A Manager Who Found It Convenient To Disappear For Long Periods
Dr Peter Honey, regarded as one of the world's leading gurus on learning and behaviour and their application to making people more effective in the work place is best known for the Honey and Mumford Learning Styles Questionnaire that was first published in 1982. Since then, Peter Honey Publications has produced a stream of high quality resources promoting learning for individuals, teams and organisations. Peter also manages to be a prolific author, consultant and speaker.
Mike was head of IT in a local authority. He was based in the Civic Offices – a large modern office block in the city centre. The authority had already outgrown this building by the time it was officially opened, and the overspill were housed in a hotchpotch of older buildings scattered around the city.
Mike was an affable fellow who very much enjoyed moving about. If a problem arose, his inclination was to jump in his car and go and see for himself. He hated days when he was cooped up in his office, talking on the phone and attending to emails. He also loathed formal meetings with an agenda and minutes and all the other paraphernalia. He maintained that far more could be accomplished by an informal chat and that many problems could be nipped in the bud if you went to deal with them in person before they had a chance to worsen.
Mike’s secretary was a long-suffering woman called Alice. Alice led a stressful existence because, although the IT function was supported by a helpline, she used to receive irate calls from frustrated users when they encountered problems of various kinds. Mike’s frequent, unscheduled disappearing acts were another cause of Alice’s suffering. Despite her remonstrations, he rarely troubled to tell her where he was going or for how long he might be away. Her office was immediately next to his, but he had a door that led directly onto the corridor. When she realised that nagging wasn’t working, she gave him a pager – but he used to forget to take it or, if he took it, he turned it off. Mike treated his mobile phone with the same disdain. If he had it with him, and if it rang or vibrated, he’d simply turn it off and carry on with whatever he was doing.

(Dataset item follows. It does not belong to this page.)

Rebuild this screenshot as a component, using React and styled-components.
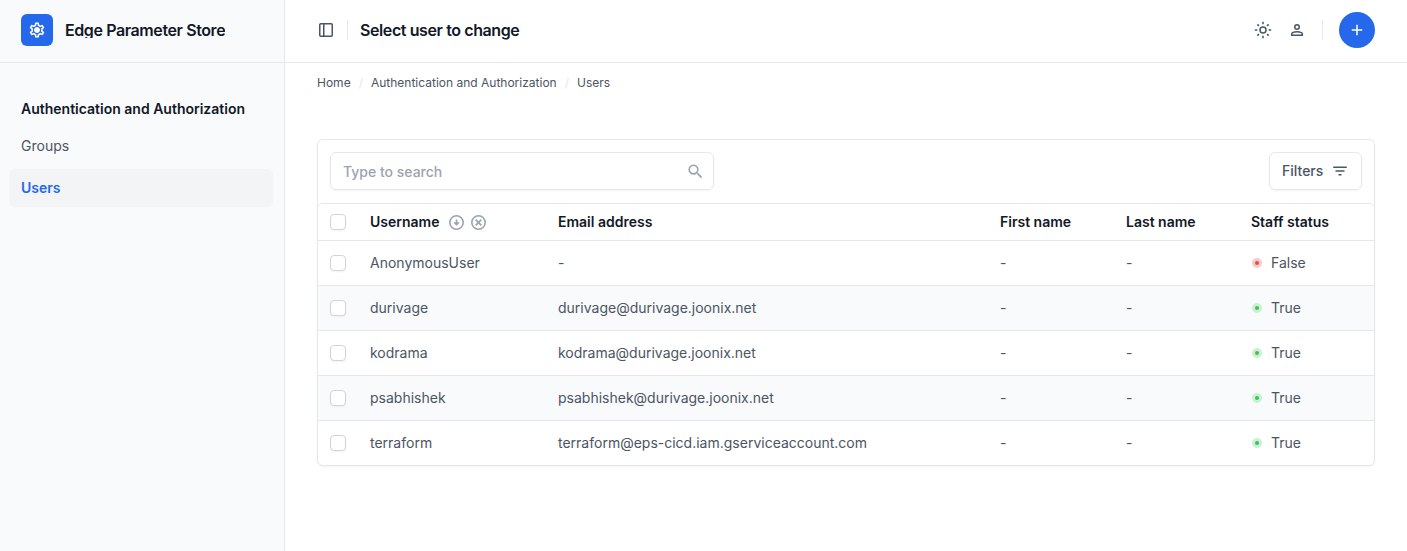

Alice was annoyed about his absences because they used to reflect on her. She resented being made to look inefficient through no fault of her own. During one of Mike’s escapes, people would demand to know where he was and when he would be back. Sometimes she would hazard a guess only to find that she had grossly underestimated the length of his absence. Sometimes she would confess that she had lost him and had no idea when he might return. Sometimes she would promise to locate him and telephone likely places until she tracked him down. But the process was time-consuming and made her appear disorganised. People would even tease her with taunts of ‘Lost him again then?’
One day, after a particularly trying spate of absences, Alice talked the situation over with a colleague – another senior secretary she often joined for lunch. They reviewed her options. Force Mike to make his escapes via her office by locking his outer door onto the corridor. Padlock him to his desk. Immobilise his car. Move into his office. Train a security camera on his door to monitor his movements. Fit a siren to the door so that whenever it opened it made a wailing noise.
Though some of the options were tempting, they seemed inappropriate or far-fetched. The two women fell to thinking about more feasible ways to solve the problem. As they struggled to think of ideas, Alice’s colleague began to wonder if they could adopt a ‘carrot and stick’ approach. Was there some way of making Mike’s life inconvenient when he disappeared without telling Alice where he was going? And, by contrast, was there a way to make his life more convenient when he did tell her?
Suddenly, Alice had an inspiration! She realised that whenever Mike vanished, she used to prepare a neat list of all his messages, with the names and numbers of the people he needed to call back, and brief him on his return. She also realised that if something urgent cropped up, she’d ring around doing her utmost to track him down. In other words, Alice, by being conscientious, was rewarding him when he returned from an unscheduled absence.
Together the two secretaries hatched a plan. If Mike told Alice where he was going, she would continue to provide the usual service. If he disappeared without telling her, she would busy herself with other tasks and not bother to take messages or compile a list. Nor would she try to track him down with any urgent messages. In this way, she’d reward Mike when he had the courtesy to inform her of his whereabouts and punish him when he didn’t.
Alice explained her plan to Mike and he chuckled, appreciating the ingenuity of the scheme. For a while he even remembered to put his head round Alice’s door and tell her where he was off to and how long he might be. But the day came when he rushed away to tackle some problem and forgot to inform Alice. So, fighting back her impulse to be super-efficient in his absence, she implemented the plan.
She only had to do it once and Mike, at long last, learnt his lesson.